• [REQUIREMENT] Each line of the listing must be transcribed exactly, except for the images, which should be excluded.
>>>
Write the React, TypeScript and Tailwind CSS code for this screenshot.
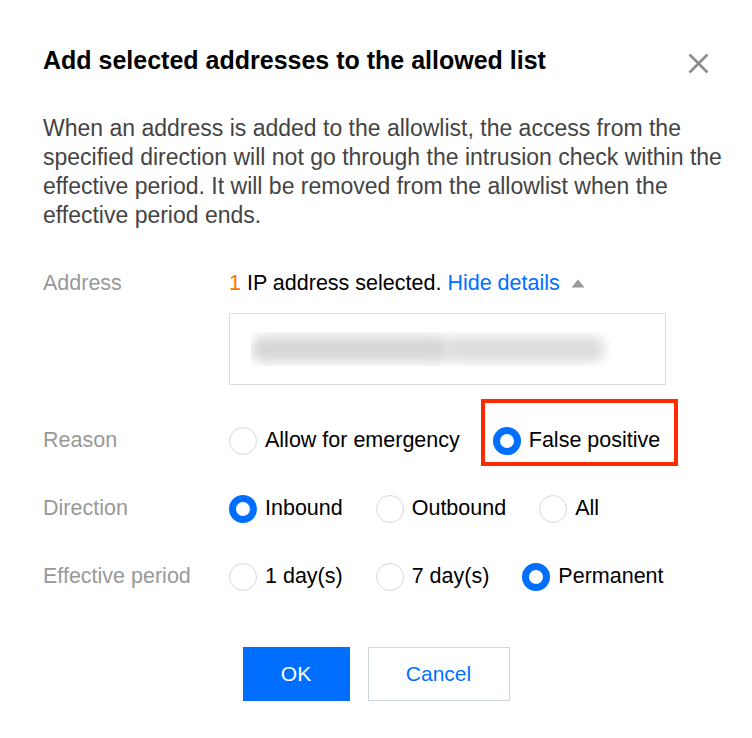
import React from 'react'

type Opt = { label: string; checked?: boolean; marked?: boolean }

function Radio({ checked }: { checked?: boolean }) {
  return checked ? (
    <span className="box-border inline-block h-[28px] w-[28px] shrink-0 rounded-full border-[7px] border-[#006eff] bg-white" />
  ) : (
    <span className="box-border inline-block h-[28px] w-[28px] shrink-0 rounded-full border border-[#d3d8e0] bg-white" />
  )
}

function RadioGroup({ options }: { options: Opt[] }) {
  return (
    <div className="flex items-center gap-[33px]">
      {options.map((o) => (
        <label key={o.label} className="relative flex items-center gap-[8px] text-[21.5px] leading-[29px] text-black">
          <Radio checked={o.checked} />
          <span>{o.label}</span>
          {/* red highlight frame from the screenshot */}
          {o.marked && (
            <span className="pointer-events-none absolute bottom-[-11px] left-[-12px] right-[-18px] top-[-27px] border-[4px] border-[#ff2a00]" />
          )}
        </label>
      ))}
    </div>
  )
}

function Row({ label, children }: { label: string; children: React.ReactNode }) {
  return (
    <div className="flex h-[29px] items-center">
      <div className="w-[186px] shrink-0 text-[21.5px] leading-[29px] text-[#999]">{label}</div>
      {children}
    </div>
  )
}

export default function App() {
  return (
    <div
      className="min-h-[738px] w-[752px] bg-white px-[43px] pt-[46px]"
      style={{ fontFamily: '"Liberation Sans", Arial, sans-serif' }}
    >
      {/* Header */}
      <div className="flex items-start justify-between">
        <h1 className="whitespace-nowrap text-[25px] font-bold leading-[29px] text-black">
          Add selected addresses to the allowed list
        </h1>
        <svg width="21" height="21" viewBox="0 0 21 21" className="mt-[7px]">
          <path d="M1.5 1.5 L19.5 19.5 M19.5 1.5 L1.5 19.5" stroke="#8c8c8c" strokeWidth="2.6" />
        </svg>
      </div>

      <p className="mt-[39px] w-[680px] text-[23px] leading-[29px] text-[#444]">
        When an address is added to the allowlist, the access from the specified direction will not go through the
        intrusion check within the effective period. It will be removed from the allowlist when the effective period
        ends.
      </p>

      {/* Address */}
      <div className="mt-[39px]">
        <Row label="Address">
          <div className="flex items-center text-[21.5px] leading-[29px] text-black">
            <span className="text-[#ff7200]">1</span>
            <span className="ml-[6px]">IP address selected.</span>
            <span className="ml-[6px] text-[#006eff]">Hide details</span>
            <svg width="14" height="9" viewBox="0 0 14 9" className="ml-[11px]">
              <path d="M7 0.5 L13.5 8.5 L0.5 8.5 Z" fill="#999" />
            </svg>
          </div>
        </Row>

        <div className="ml-[186px] mt-[15px] h-[72px] w-[437px] border border-[#dcdcdc] bg-white py-[18px] pl-[21px]">
          <div className="flex h-full items-center overflow-hidden">
            <div className="h-[26px] w-[200px] rounded-full bg-[#d6d6d6] blur-[6px]" />
            <div className="ml-[-6px] h-[26px] w-[160px] rounded-full bg-[#dcdcdc] blur-[6px]" />
          </div>
        </div>
      </div>

      {/* Options */}
      <div className="mt-[41px] flex flex-col gap-[39px]">
        <Row label="Reason">
          <RadioGroup options={[{ label: 'Allow for emergency' }, { label: 'False positive', checked: true, marked: true }]} />
        </Row>
        <Row label="Direction">
          <RadioGroup options={[{ label: 'Inbound', checked: true }, { label: 'Outbound' }, { label: 'All' }]} />
        </Row>
        <Row label="Effective period">
          <RadioGroup options={[{ label: '1 day(s)' }, { label: '7 day(s)' }, { label: 'Permanent', checked: true }]} />
        </Row>
      </div>

      {/* Footer */}
      <div className="mt-[56px] flex justify-center gap-[18px]">
        <button className="h-[54px] w-[107px] bg-[#006eff] text-[21px] text-white">OK</button>
        <button className="h-[54px] w-[142px] border border-[#cfd5de] bg-white text-[21px] text-[#006eff]">
          Cancel
        </button>
      </div>
    </div>
  )
}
<<<
• [RESULT FOR THIS TASK]
Write the React, TypeScript and Tailwind CSS code for this screenshot.
import React from 'react'

type Opt = { label: string; checked?: boolean; marked?: boolean }

function Radio({ checked }: { checked?: boolean }) {
  return checked ? (
    <span className="box-border inline-block h-[28px] w-[28px] shrink-0 rounded-full border-[7px] border-[#006eff] bg-white" />
  ) : (
    <span className="box-border inline-block h-[28px] w-[28px] shrink-0 rounded-full border border-[#d3d8e0] bg-white" />
  )
}

function RadioGroup({ options }: { options: Opt[] }) {
  return (
    <div className="flex items-center gap-[33px]">
      {options.map((o) => (
        <label key={o.label} className="relative flex items-center gap-[8px] text-[21.5px] leading-[29px] text-black">
          <Radio checked={o.checked} />
          <span>{o.label}</span>
          {/* red highlight frame from the screenshot */}
          {o.marked && (
            <span className="pointer-events-none absolute bottom-[-11px] left-[-12px] right-[-18px] top-[-27px] border-[4px] border-[#ff2a00]" />
          )}
        </label>
      ))}
    </div>
  )
}

function Row({ label, children }: { label: string; children: React.ReactNode }) {
  return (
    <div className="flex h-[29px] items-center">
      <div className="w-[186px] shrink-0 text-[21.5px] leading-[29px] text-[#999]">{label}</div>
      {children}
    </div>
  )
}

export default function App() {
  return (
    <div
      className="min-h-[738px] w-[752px] bg-white px-[43px] pt-[46px]"
      style={{ fontFamily: '"Liberation Sans", Arial, sans-serif' }}
    >
      {/* Header */}
      <div className="flex items-start justify-between">
        <h1 className="whitespace-nowrap text-[25px] font-bold leading-[29px] text-black">
          Add selected addresses to the allowed list
        </h1>
        <svg width="21" height="21" viewBox="0 0 21 21" className="mt-[7px]">
          <path d="M1.5 1.5 L19.5 19.5 M19.5 1.5 L1.5 19.5" stroke="#8c8c8c" strokeWidth="2.6" />
        </svg>
      </div>

      <p className="mt-[39px] w-[680px] text-[23px] leading-[29px] text-[#444]">
        When an address is added to the allowlist, the access from the specified direction will not go through the
        intrusion check within the effective period. It will be removed from the allowlist when the effective period
        ends.
      </p>

      {/* Address */}
      <div className="mt-[39px]">
        <Row label="Address">
          <div className="flex items-center text-[21.5px] leading-[29px] text-black">
            <span className="text-[#ff7200]">1</span>
            <span className="ml-[6px]">IP address selected.</span>
            <span className="ml-[6px] text-[#006eff]">Hide details</span>
            <svg width="14" height="9" viewBox="0 0 14 9" className="ml-[11px]">
              <path d="M7 0.5 L13.5 8.5 L0.5 8.5 Z" fill="#999" />
            </svg>
          </div>
        </Row>

        <div className="ml-[186px] mt-[15px] h-[72px] w-[437px] border border-[#dcdcdc] bg-white py-[18px] pl-[21px]">
          <div className="flex h-full items-center overflow-hidden">
            <div className="h-[26px] w-[200px] rounded-full bg-[#d6d6d6] blur-[6px]" />
            <div className="ml-[-6px] h-[26px] w-[160px] rounded-full bg-[#dcdcdc] blur-[6px]" />
          </div>
        </div>
      </div>

      {/* Options */}
      <div className="mt-[41px] flex flex-col gap-[39px]">
        <Row label="Reason">
          <RadioGroup options={[{ label: 'Allow for emergency' }, { label: 'False positive', checked: true, marked: true }]} />
        </Row>
        <Row label="Direction">
          <RadioGroup options={[{ label: 'Inbound', checked: true }, { label: 'Outbound' }, { label: 'All' }]} />
        </Row>
        <Row label="Effective period">
          <RadioGroup options={[{ label: '1 day(s)' }, { label: '7 day(s)' }, { label: 'Permanent', checked: true }]} />
        </Row>
      </div>

      {/* Footer */}
      <div className="mt-[56px] flex justify-center gap-[18px]">
        <button className="h-[54px] w-[107px] bg-[#006eff] text-[21px] text-white">OK</button>
        <button className="h-[54px] w-[142px] border border-[#cfd5de] bg-white text-[21px] text-[#006eff]">
          Cancel
        </button>
      </div>
    </div>
  )
}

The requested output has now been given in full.